Where a runbook handles one failure mode, a playbook handles an incident class. A "Database Outage Playbook" does not tell you how to fix a specific database error — it tells you how to run the incident: who takes Incident Command, which runbooks to invoke in parallel, how to communicate with stakeholders, when to declare SEV1, and what the rollback criteria are. Playbooks are referenced by Incident Commanders, not necessarily by the engineers executing remediation steps.

Alerts link to runbooks; playbooks orchestrate the wider incident response; postmortems feed improvements back into both.

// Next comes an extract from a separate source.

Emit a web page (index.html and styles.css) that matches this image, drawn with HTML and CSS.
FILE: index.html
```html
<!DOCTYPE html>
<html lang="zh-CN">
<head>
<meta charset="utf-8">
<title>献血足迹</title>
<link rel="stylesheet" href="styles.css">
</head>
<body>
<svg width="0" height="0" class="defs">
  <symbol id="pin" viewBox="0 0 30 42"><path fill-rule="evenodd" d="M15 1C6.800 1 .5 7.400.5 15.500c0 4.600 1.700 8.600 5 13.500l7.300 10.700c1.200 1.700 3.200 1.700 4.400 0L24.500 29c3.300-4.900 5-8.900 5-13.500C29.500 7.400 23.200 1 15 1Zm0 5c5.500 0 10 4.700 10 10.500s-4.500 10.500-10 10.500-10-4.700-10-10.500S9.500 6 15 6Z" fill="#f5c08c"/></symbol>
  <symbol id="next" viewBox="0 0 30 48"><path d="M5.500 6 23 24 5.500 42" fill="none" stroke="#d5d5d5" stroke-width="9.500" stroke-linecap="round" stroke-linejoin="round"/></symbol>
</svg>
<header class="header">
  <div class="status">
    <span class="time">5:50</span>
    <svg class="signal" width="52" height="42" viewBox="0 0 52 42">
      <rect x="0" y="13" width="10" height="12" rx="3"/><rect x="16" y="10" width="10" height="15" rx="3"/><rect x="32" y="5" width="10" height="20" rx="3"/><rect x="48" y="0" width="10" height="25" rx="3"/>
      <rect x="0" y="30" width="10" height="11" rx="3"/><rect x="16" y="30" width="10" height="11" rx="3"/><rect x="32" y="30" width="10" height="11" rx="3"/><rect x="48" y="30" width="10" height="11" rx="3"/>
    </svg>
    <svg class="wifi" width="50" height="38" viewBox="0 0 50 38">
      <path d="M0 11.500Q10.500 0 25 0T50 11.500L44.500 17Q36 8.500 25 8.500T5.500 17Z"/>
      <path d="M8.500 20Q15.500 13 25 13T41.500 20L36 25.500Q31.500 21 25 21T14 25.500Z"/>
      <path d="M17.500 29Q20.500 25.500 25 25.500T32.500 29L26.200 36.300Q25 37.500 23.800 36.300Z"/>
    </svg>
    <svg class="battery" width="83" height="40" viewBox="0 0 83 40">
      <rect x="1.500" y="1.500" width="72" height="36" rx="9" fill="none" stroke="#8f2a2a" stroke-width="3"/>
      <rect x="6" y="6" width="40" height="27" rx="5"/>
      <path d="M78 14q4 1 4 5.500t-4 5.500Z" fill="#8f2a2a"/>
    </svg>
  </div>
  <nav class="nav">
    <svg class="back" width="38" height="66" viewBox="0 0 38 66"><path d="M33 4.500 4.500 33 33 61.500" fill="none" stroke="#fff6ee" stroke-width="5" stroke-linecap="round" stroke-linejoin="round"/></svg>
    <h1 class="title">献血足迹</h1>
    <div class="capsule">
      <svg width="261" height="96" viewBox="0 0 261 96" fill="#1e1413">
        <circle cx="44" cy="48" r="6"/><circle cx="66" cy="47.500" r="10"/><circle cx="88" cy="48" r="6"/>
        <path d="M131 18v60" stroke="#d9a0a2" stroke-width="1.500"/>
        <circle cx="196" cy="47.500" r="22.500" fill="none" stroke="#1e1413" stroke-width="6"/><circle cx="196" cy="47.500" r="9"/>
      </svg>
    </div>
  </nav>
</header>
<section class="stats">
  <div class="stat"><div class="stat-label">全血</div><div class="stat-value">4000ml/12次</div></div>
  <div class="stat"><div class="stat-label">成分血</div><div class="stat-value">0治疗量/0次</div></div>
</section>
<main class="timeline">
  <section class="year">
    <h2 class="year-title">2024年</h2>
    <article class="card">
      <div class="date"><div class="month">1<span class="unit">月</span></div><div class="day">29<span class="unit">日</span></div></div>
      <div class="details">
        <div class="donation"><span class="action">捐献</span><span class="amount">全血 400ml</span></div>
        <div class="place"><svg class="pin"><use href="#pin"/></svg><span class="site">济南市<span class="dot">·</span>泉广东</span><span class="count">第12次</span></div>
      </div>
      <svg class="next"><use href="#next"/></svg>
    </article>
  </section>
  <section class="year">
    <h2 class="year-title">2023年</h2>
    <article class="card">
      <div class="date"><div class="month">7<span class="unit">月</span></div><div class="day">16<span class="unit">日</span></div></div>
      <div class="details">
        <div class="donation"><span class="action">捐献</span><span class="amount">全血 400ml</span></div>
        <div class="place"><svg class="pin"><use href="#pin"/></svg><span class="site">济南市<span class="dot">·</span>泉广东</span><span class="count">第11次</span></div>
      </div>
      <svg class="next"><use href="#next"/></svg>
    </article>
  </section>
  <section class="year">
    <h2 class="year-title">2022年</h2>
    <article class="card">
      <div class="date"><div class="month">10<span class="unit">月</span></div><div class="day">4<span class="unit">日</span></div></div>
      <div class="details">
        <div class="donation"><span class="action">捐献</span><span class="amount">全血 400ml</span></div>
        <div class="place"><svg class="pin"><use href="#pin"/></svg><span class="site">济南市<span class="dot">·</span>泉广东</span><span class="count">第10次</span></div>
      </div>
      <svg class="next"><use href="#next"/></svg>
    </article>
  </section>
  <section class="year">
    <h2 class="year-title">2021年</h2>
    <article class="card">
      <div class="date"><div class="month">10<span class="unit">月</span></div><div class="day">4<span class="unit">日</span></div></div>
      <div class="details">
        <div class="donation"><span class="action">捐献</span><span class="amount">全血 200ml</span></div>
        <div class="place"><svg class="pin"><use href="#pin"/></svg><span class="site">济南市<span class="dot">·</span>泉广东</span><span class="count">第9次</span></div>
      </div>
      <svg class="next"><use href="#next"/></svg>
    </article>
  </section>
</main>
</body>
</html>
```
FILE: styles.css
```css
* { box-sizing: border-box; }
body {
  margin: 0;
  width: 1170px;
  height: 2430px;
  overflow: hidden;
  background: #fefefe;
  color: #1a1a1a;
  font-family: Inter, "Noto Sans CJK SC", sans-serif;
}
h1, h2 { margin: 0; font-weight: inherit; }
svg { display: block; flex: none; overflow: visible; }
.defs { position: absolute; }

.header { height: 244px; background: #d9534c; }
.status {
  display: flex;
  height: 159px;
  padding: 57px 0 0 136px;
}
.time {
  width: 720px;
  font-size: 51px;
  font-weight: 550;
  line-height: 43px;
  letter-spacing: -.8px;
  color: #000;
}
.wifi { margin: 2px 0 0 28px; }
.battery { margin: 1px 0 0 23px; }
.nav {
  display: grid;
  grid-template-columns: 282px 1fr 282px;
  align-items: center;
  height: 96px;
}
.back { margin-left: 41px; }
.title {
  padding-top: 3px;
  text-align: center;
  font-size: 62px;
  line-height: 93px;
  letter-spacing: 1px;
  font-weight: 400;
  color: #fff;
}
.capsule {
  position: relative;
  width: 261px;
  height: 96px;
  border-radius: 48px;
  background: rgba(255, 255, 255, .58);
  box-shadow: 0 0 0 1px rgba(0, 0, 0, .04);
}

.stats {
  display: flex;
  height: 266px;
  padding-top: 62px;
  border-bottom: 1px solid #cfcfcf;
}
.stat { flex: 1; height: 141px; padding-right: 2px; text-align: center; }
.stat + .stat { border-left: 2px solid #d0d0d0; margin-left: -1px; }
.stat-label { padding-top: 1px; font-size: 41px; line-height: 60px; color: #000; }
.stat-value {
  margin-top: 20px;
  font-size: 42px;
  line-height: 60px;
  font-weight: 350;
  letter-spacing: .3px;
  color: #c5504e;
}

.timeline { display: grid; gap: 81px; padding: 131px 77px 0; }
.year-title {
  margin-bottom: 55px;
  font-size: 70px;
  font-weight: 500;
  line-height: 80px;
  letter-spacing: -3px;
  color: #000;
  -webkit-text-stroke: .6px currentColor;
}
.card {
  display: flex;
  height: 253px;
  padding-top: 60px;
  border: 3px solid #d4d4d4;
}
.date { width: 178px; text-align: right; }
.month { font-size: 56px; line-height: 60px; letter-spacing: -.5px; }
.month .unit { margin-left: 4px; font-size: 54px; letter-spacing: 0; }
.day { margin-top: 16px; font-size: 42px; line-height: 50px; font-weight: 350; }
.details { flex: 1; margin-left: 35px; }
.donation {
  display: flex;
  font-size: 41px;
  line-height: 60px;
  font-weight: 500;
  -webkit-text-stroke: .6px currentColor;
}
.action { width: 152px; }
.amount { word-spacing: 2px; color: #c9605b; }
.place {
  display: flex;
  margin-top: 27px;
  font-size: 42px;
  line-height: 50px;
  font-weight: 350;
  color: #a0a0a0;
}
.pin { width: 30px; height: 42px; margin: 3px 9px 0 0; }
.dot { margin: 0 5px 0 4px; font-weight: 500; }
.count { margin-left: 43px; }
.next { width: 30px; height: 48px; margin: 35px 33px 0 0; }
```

The Runbook Lifecycle: Writing, Validating, Retiring

A runbook has a lifecycle. It is created when a new alert is added. It is validated during the next fire drill or real incident. It is updated after every postmortem that reveals a gap. It is retired when the underlying system changes and the failure mode no longer exists. Teams that do not retire stale runbooks accumulate dangerous noise — engineers stop trusting the documentation and start improvising, which defeats the purpose entirely.

Build a quarterly audit into your team calendar. Walk through every runbook: does the command still work? Does the dashboard URL resolve? Is the escalation contact still on the team? A two-hour audit every quarter prevents hours of confusion during incidents.

The most dangerous runbook is one that is 90% correct. An engineer following a mostly-right runbook will execute the first eight steps confidently, hit step nine that no longer applies, and either make a bad judgment call or freeze. Out-of-date runbooks are worse than no runbooks because they create false confidence. If you cannot commit to keeping them current, write fewer runbooks and keep them pristine.

Automation: The Runbook's Final Form

Every manual step in a runbook is a bug. The long-term goal is to automate runbook steps until the runbook becomes a reference document for edge cases rather than a primary response mechanism. When your Redis eviction runbook is run 10 times and the fix is always "flush DB 1," that step should become an automated remediation triggered by the alert. Tools like AWS Systems Manager Automation, Rundeck, and custom Lambda/Cloud Function responses make this possible. The runbook still exists — to describe what the automation does, the conditions under which it runs, and how to manually intervene if the automation fails.